* RECORDS TO USE

(begin)

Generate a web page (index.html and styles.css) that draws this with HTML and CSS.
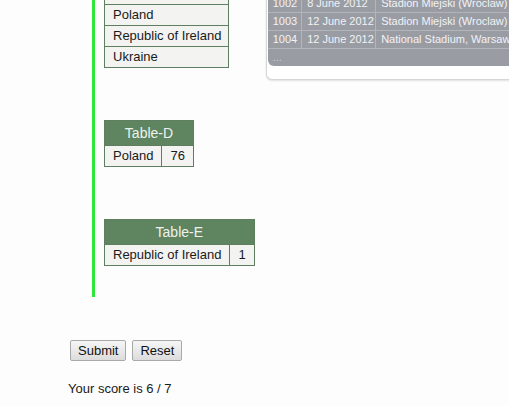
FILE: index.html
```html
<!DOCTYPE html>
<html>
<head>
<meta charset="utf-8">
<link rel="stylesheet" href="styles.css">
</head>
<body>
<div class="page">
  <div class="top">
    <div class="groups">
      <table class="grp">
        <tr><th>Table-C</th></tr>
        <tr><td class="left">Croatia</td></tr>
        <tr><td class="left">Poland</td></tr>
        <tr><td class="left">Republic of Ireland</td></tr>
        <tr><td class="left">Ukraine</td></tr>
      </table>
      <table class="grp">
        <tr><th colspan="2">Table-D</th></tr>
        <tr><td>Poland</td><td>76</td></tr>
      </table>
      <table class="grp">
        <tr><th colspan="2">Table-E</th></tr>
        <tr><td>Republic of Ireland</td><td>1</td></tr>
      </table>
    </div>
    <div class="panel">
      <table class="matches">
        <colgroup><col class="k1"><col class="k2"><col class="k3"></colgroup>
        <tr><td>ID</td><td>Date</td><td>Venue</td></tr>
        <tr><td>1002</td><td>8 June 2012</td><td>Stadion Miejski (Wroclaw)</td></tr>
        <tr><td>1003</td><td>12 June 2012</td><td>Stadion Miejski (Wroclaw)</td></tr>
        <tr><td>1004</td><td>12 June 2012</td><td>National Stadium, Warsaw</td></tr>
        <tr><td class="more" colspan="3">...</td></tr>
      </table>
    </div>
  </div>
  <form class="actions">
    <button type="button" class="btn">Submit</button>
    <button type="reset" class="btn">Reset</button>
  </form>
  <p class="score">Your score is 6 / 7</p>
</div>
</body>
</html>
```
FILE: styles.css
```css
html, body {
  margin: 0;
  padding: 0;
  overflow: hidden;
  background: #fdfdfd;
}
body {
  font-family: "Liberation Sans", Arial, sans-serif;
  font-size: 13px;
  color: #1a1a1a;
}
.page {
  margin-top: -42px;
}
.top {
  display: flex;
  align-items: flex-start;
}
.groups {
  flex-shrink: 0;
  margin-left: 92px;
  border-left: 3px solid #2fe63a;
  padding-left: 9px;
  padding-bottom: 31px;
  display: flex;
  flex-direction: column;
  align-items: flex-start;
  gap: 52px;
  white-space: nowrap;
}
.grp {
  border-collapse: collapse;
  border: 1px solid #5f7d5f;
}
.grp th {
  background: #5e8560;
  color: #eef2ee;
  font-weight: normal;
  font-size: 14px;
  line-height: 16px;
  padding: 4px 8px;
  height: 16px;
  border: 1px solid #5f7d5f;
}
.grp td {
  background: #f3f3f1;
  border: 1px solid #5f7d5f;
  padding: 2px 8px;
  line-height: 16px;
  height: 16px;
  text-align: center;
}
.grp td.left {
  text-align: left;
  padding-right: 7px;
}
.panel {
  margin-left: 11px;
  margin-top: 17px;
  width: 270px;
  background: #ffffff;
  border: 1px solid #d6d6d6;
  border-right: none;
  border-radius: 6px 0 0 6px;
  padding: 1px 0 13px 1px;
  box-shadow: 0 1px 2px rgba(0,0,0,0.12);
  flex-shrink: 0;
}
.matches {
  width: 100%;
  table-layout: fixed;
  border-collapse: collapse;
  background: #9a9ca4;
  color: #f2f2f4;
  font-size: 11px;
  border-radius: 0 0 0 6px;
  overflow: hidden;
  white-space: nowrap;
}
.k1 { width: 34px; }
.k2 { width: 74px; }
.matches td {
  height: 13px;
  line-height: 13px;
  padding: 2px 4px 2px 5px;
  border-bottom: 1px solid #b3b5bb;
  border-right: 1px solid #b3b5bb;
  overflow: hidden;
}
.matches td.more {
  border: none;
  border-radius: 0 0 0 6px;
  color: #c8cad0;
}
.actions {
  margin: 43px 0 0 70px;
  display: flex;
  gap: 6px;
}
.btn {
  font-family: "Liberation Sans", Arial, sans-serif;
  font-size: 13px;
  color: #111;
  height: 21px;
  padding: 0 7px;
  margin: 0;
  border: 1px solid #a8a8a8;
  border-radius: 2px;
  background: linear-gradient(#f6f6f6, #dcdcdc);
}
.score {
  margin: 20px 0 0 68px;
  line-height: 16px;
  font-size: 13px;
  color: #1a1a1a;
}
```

(end)
(begin)

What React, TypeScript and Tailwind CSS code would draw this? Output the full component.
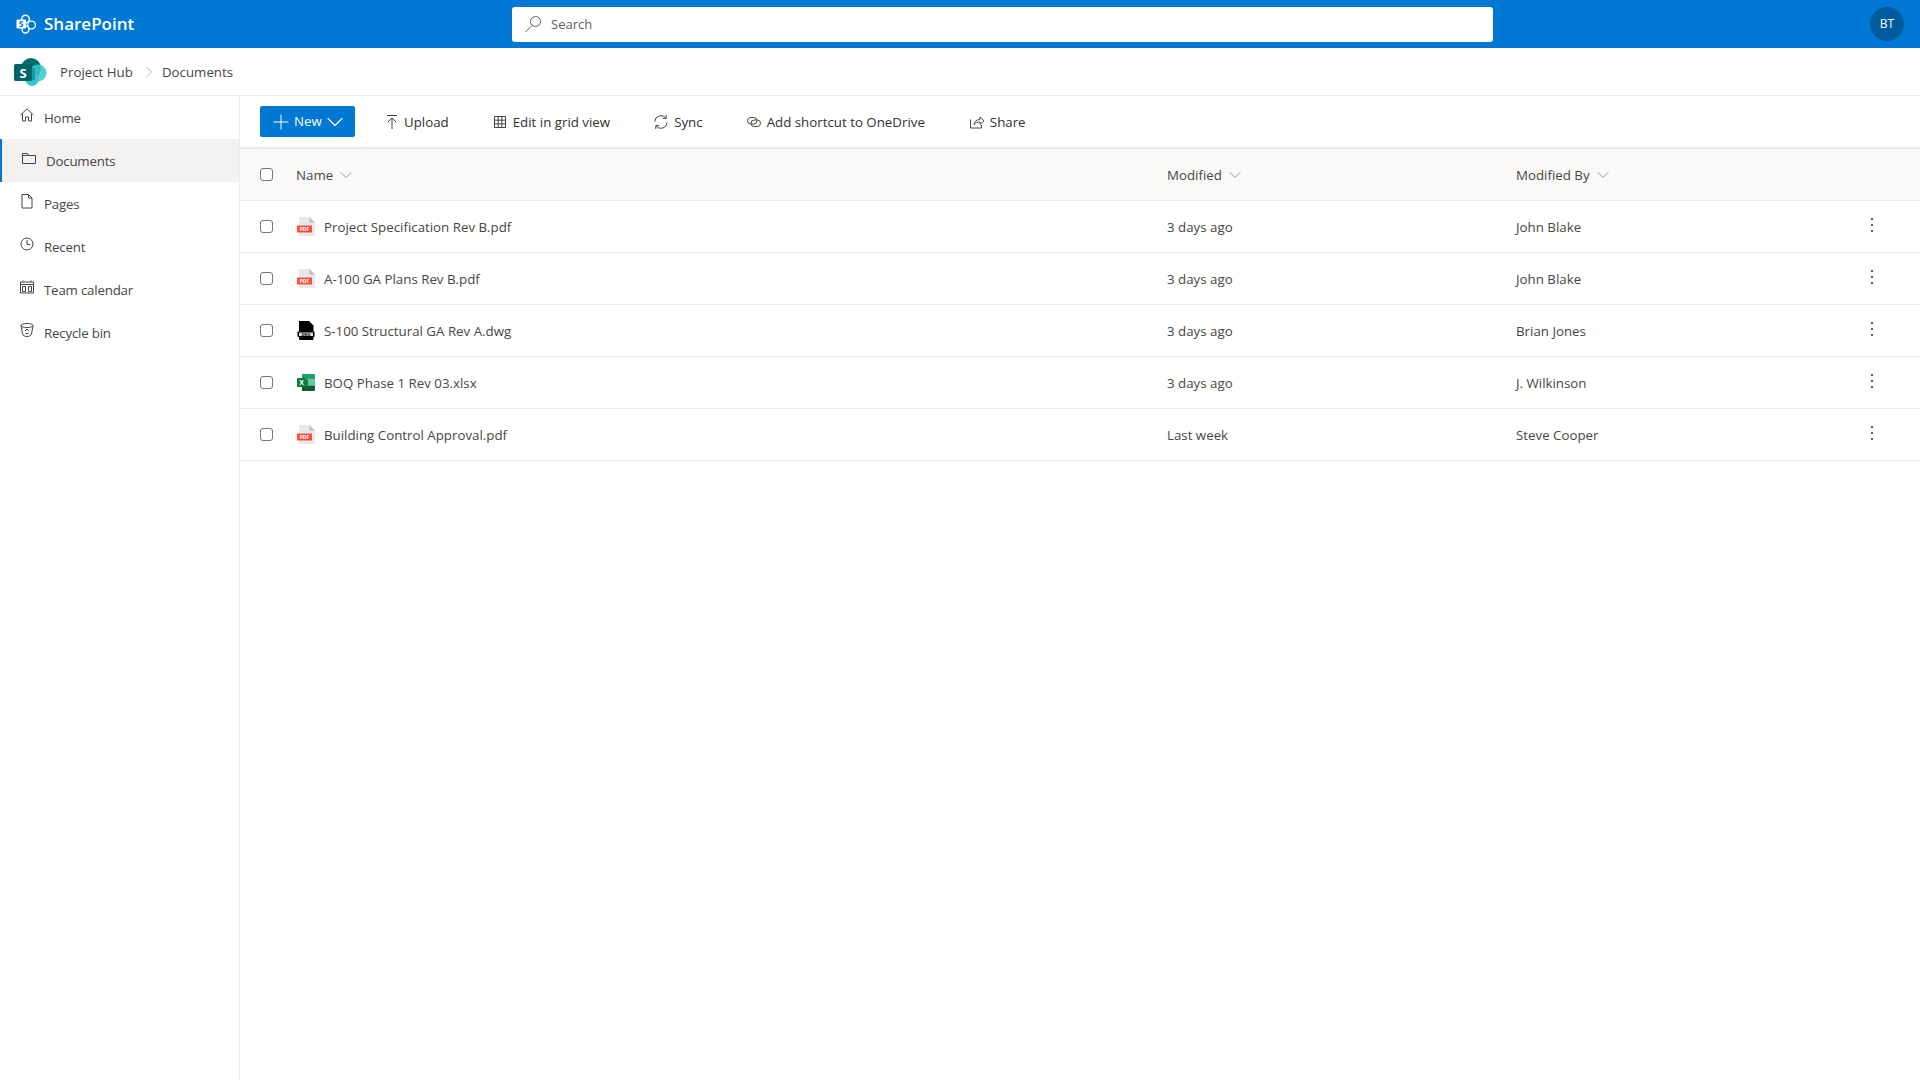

(end)

* EXERCISE DIRECTIONS
Search the listing above for the string "styles". Copy every line that contains it.

* RESPONSE TO THIS TASK
Generate a web page (index.html and styles.css) that draws this with HTML and CSS.
<link rel="stylesheet" href="styles.css">
FILE: styles.css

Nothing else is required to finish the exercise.